Play-Doc, which will hold its 19th edition from 26th April to 1st May in the city of Tui, will present the international premiere of four short films that the renowned Belgian filmmaker Chantal Akerman (1950-2015) filmed in the summer of 1967, as part of the entrance exams to INSAS (Institut national supérieur des arts du spectacle) where she was admitted and where she stayed only a few months before deciding to abandon her studies.
She filmed La Foire de Midi and a short fiction, in two parts, starring her mother Natalia Akerman and her childhood friend Marilyn Watelet, with whom she later founded the production company Paradise Films. Marilyn Watelet herself, together with Céline Brouwez — responsible for the Fondation Chantal Akerman — will be in Tui to present them, as part of a wider retrospective that includes work from her earlier period (1967-1976), and where some of her most emblematic films will be shown, such as News from Home (1976), and Jeanne Dielman, 23 quai du Commerce, 1080 Bruxelles (1975) — an iconic work of feminist cinema, considered the ‘greatest’ film of all time in the latest survey by the prestigious magazine Sight & Sound — as well as other very rarely seen films, such as the unfinished Hanging Out Yonkers (1973).
Play-Doc brings the work of forgotten filmmakers to the forefront of cinema history
The festival will also show for the first time in Spain the recently recovered work of Indian filmmaker Aravindan Govindan (1935-1991), which, thanks to the exceptional restoration work carried out by the World Cinema Project — an organisation founded by Martin Scorsese — and the Film Heritage Foundation, can now be admired in all its splendour. Govindan’s personal language, far from the universal cinematographic canons, makes him a new master of cinema to be discovered. Shivendra Singh Dungarpur, founder of the Film Heritage Foundation and responsible for the preservation of Aravindan Govindan’s fascinating work, will come to Tui from Mumbai to present it.
The work of Iranian filmmaker Sohrab Shahid Saless will also be highlighted, with the presentation of a small masterpiece in a Spanish premiere. As with that of Govindan, Saless’ work is accessible today thanks to the preservation efforts of archivists and historians, such as those of the Vivien Buchhold from Germany, responsible for Shahid Saless’s film legacy, who will come to the festival to accompany it.

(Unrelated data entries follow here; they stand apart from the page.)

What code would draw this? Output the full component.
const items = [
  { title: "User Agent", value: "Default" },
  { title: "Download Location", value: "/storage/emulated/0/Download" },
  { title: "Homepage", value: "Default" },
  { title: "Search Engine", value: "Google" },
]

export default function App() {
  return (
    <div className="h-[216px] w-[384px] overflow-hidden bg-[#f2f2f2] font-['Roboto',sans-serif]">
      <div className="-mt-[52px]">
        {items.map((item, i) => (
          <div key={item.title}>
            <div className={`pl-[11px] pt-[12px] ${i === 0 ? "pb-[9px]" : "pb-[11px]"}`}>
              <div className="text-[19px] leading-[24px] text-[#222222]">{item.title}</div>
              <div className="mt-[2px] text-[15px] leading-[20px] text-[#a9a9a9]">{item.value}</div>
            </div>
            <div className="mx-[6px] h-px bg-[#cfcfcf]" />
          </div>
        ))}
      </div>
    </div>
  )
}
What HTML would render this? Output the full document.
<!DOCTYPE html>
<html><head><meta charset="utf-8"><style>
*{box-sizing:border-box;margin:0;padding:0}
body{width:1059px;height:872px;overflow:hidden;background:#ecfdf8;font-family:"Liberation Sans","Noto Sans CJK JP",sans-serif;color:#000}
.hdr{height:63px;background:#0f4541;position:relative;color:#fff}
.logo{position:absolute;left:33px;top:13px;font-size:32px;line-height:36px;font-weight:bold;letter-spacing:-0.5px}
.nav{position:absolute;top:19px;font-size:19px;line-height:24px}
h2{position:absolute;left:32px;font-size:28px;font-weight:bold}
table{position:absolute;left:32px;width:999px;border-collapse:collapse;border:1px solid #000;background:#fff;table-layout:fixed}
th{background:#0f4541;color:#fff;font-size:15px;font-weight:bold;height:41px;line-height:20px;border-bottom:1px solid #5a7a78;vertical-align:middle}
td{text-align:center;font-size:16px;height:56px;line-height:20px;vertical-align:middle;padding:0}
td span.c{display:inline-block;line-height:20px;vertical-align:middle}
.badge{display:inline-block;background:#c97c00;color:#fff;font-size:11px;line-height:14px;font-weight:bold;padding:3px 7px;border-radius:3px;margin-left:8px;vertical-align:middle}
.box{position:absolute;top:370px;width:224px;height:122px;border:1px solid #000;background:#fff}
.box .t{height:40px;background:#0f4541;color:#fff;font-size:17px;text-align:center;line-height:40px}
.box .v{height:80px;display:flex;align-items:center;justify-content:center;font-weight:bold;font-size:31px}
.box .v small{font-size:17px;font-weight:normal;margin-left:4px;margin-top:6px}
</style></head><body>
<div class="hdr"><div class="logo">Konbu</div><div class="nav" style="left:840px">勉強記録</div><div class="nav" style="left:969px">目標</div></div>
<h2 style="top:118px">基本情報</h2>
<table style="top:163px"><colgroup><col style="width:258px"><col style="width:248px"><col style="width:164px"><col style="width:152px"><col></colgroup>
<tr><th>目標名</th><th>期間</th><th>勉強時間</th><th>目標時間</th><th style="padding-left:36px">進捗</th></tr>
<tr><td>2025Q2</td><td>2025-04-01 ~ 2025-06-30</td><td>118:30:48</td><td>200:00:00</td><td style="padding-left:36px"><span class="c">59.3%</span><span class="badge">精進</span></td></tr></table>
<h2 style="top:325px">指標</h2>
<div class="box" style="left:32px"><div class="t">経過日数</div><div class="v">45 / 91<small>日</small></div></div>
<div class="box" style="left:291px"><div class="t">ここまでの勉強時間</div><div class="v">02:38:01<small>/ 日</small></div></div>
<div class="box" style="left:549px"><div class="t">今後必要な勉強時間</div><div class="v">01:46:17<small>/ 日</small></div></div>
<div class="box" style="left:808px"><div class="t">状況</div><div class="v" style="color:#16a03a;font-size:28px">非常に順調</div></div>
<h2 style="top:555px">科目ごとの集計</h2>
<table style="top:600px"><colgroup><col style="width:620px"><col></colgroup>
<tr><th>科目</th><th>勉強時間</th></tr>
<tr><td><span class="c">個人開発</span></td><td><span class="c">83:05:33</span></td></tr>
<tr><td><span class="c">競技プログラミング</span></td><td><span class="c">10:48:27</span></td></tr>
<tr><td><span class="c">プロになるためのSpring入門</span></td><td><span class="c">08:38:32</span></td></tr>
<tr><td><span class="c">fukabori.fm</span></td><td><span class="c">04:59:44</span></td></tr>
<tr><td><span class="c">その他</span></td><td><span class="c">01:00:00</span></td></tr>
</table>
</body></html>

Play-Doc will also bring us closer to a classic of Finnish cinema: Eight Deadly Shots by Mikko Niskanen (1929-1990). This 1972 film, conceived as a mini-series for television, immediately became a national event, considered the best film in the history of Finnish cinema and a cult work by filmmakers and historians such as Aki Kaurismaki and Peter von Bagh, at whose request it was restored thanks to The Film Foundation (World Cinema Project) in 2022.
Two other recent restorations will be shown at the festival, this time by the Cinemateca Portuguesa, Museu do Cinema, which has recovered two key works of Portuguese documentary, the emblematic Belarmino (1964) by Fernando Lopes, and Mascaras (1976) by Noémia Delgado.

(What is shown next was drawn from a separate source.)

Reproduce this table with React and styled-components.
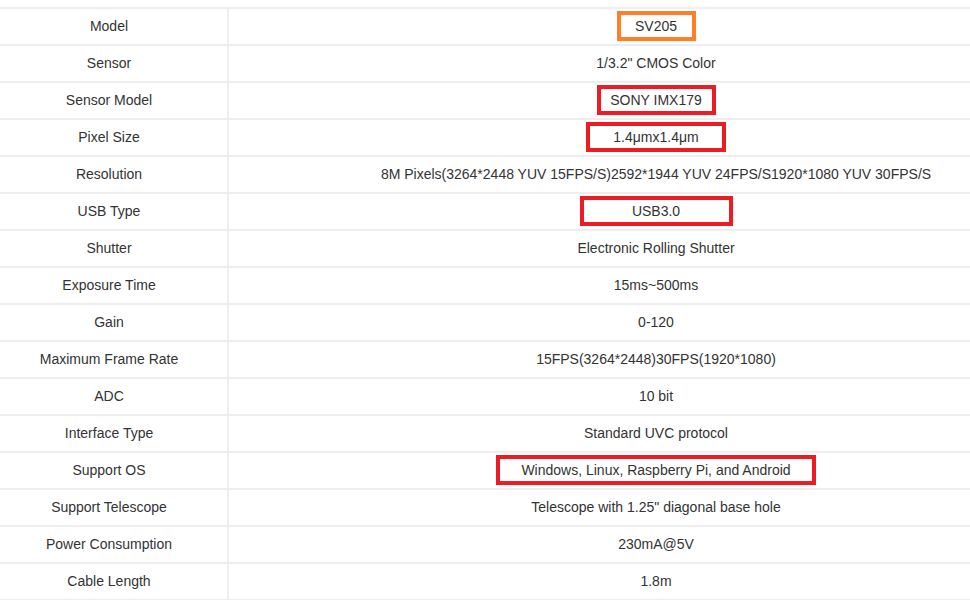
import React from 'react';
import styled, { createGlobalStyle } from 'styled-components';

const GlobalStyle = createGlobalStyle`
    html, body {
        margin: 0;
        padding: 0;
        background: #FFFFFF;
        overflow: hidden;
    }
    body {
        font-family: "Liberation Sans", Arial, sans-serif;
    }
`

const SpecTable = styled.div`
    width: 970px;
    margin-top: 7px;
    border-top: 2px solid #EEEEEE;
`

const Row = styled.div`
    display: grid;
    grid-template-columns: 229px 1fr;
    height: 35px;
    border-bottom: 2px solid #EEEEEE;
`

const Label = styled.div`
    display: flex;
    align-items: center;
    justify-content: center;
    padding: 0 9px 2px 0;
    border-right: 2px solid #EEEEEE;
    font-size: 14px;
    color: #333333;
`

// the value column runs past the right edge in the source, so its centre sits at x=657
const Value = styled.div`
    display: flex;
    align-items: center;
    justify-content: center;
    padding: 0 0 2px 113px;
    font-size: 14px;
    color: #333333;
    white-space: nowrap;
`

const Mark = styled.span`
    display: inline-flex;
    align-items: center;
    justify-content: center;
    box-sizing: border-box;
    width: ${({ w }) => w}px;
    height: 30px;
    border: 4px solid ${({ orange }) => orange ? '#FF7F27' : '#ED1C24'};
`

const specs = [
    { label: 'Model', value: 'SV205', mark: 79, orange: true },
    { label: 'Sensor', value: '1/3.2" CMOS Color' },
    { label: 'Sensor Model', value: 'SONY IMX179', mark: 119 },
    { label: 'Pixel Size', value: '1.4μmx1.4μm', mark: 140 },
    { label: 'Resolution', value: '8M Pixels(3264*2448 YUV 15FPS/S)2592*1944 YUV 24FPS/S1920*1080 YUV 30FPS/S' },
    { label: 'USB Type', value: 'USB3.0', mark: 153 },
    { label: 'Shutter', value: 'Electronic Rolling Shutter' },
    { label: 'Exposure Time', value: '15ms~500ms' },
    { label: 'Gain', value: '0-120' },
    { label: 'Maximum Frame Rate', value: '15FPS(3264*2448)30FPS(1920*1080)' },
    { label: 'ADC', value: '10 bit' },
    { label: 'Interface Type', value: 'Standard UVC protocol' },
    { label: 'Support OS', value: 'Windows, Linux, Raspberry Pi, and Android', mark: 320 },
    { label: 'Support Telescope', value: 'Telescope with 1.25" diagonal base hole' },
    { label: 'Power Consumption', value: '230mA@5V' },
    { label: 'Cable Length', value: '1.8m' },
]

export default function App() {
    return (
        <>
            <GlobalStyle />
            <SpecTable>
                {specs.map((el) => (
                    <Row key={el.label}>
                        <Label>{el.label}</Label>
                        <Value>
                            {el.mark ? <Mark w={el.mark} orange={el.orange}>{el.value}</Mark> : el.value}
                        </Value>
                    </Row>
                ))}
            </SpecTable>
        </>
    )
}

Finally, Play-Doc will present the first Spanish retrospective dedicated to the master of Italian ethnographic cinema Luigi Di Gianni (1926-2019), an obscure, mysterious and completely isolated object in the history of world cinema.
With this edition, Play-Doc continues a trajectory that champions the presentation in our country of the work of many legendary filmmakers, and a particular interest in the rediscovery and vindication of forgotten, ignored or hitherto unknown filmographies in the history of world cinema.
Cuttlas Microfilms: A tribute to the incomparable genius of Calpurnio
In this edition Play-Doc will pay tribute to Calpurnio Pisón (1959-2022) by presenting Cuttlas Microfilms, the animated series based on the adventures of the legendary comic character El bueno de Cuttlas (The Good Cuttlas). Awarded a special mention at FIPA, the Cannes Film Festival market, Cuttlas Microfilms was one of the most interesting animated proposals, and one of the first animations for adults to emerge in Spain in the early 1990s. Calpurnio has been responsible for the image of Play-Doc throughout its nineteen editions, an image inseparable from the spirit of this event.